• _WRITTEN EXERCISE_:
State the number of lines with the string "this" in them, and nothing else.

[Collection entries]
☆ ☆ ☆ ☆ ☆ ☆ ☆

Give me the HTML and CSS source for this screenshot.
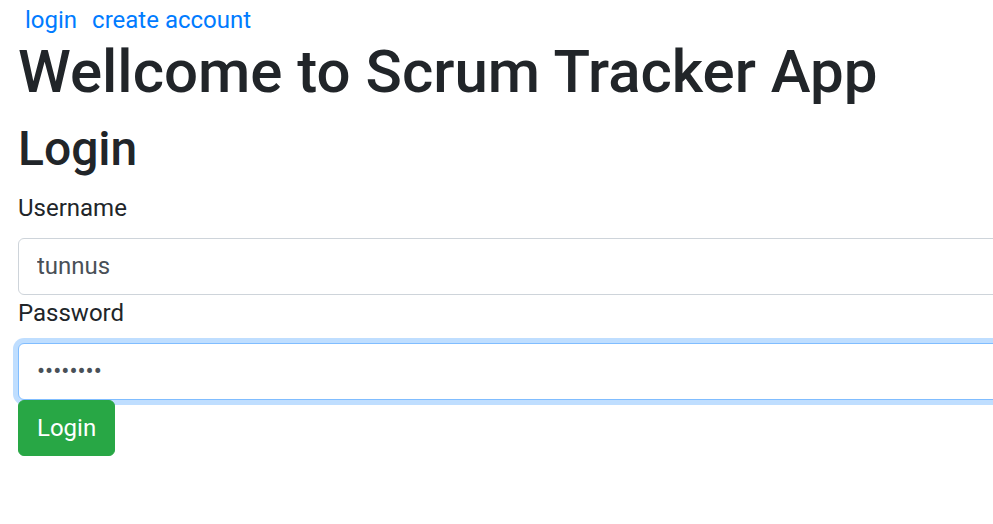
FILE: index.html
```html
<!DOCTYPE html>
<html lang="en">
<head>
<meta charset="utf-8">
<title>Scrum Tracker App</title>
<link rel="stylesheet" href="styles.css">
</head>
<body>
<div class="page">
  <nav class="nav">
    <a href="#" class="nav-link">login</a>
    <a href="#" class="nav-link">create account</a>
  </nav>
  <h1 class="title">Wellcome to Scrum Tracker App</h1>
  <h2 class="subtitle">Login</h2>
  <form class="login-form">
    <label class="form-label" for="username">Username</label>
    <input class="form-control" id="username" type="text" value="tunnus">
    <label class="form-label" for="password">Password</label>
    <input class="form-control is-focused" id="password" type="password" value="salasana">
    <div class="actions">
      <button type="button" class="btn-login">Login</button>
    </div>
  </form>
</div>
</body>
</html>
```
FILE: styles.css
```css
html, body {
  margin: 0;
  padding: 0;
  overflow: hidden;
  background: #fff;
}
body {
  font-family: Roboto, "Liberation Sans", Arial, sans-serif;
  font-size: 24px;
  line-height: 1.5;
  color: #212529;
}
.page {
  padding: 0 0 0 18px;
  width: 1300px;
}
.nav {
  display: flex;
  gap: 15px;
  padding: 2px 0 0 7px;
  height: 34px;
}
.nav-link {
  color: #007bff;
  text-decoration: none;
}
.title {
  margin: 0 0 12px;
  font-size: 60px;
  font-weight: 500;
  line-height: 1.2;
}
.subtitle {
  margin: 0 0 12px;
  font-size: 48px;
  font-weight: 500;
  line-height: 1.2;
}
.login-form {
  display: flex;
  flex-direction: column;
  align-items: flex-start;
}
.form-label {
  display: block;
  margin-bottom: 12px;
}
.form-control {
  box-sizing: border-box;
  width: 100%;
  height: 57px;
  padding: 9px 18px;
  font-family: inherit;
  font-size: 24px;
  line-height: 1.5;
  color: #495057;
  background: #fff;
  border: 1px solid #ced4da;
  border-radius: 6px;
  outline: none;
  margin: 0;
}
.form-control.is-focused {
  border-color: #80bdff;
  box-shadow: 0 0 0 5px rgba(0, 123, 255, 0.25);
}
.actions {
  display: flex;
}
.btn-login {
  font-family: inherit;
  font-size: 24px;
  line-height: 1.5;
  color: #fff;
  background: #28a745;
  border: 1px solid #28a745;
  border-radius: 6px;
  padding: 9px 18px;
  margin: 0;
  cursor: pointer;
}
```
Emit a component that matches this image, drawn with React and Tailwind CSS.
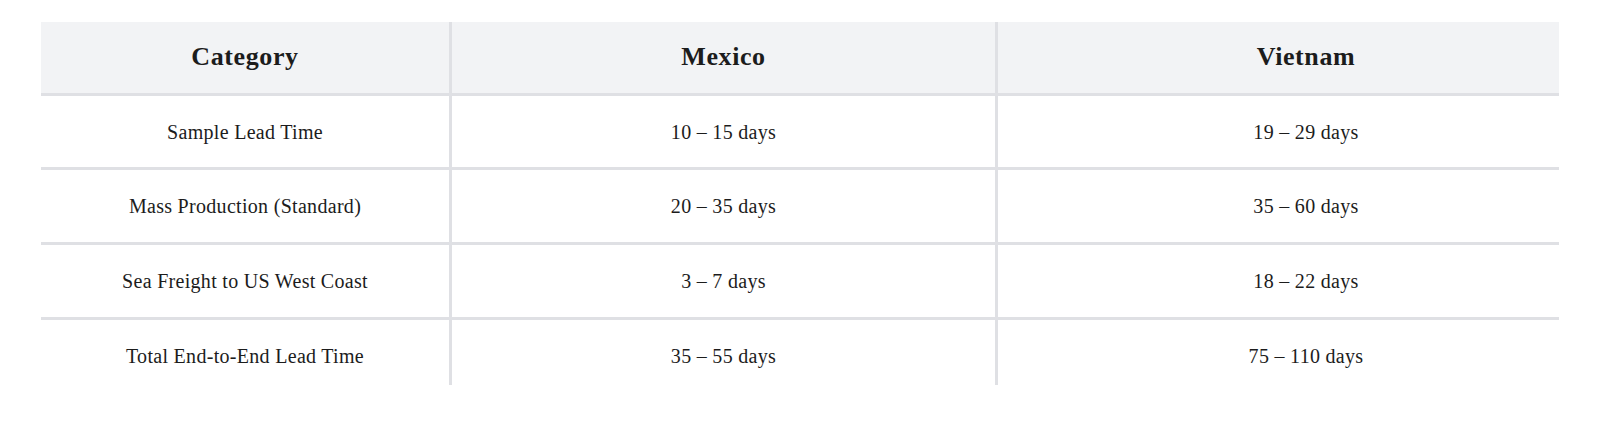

☆ ☆ ☆ ☆ ☆ ☆ ☆

• _RESULT BELOW_:
2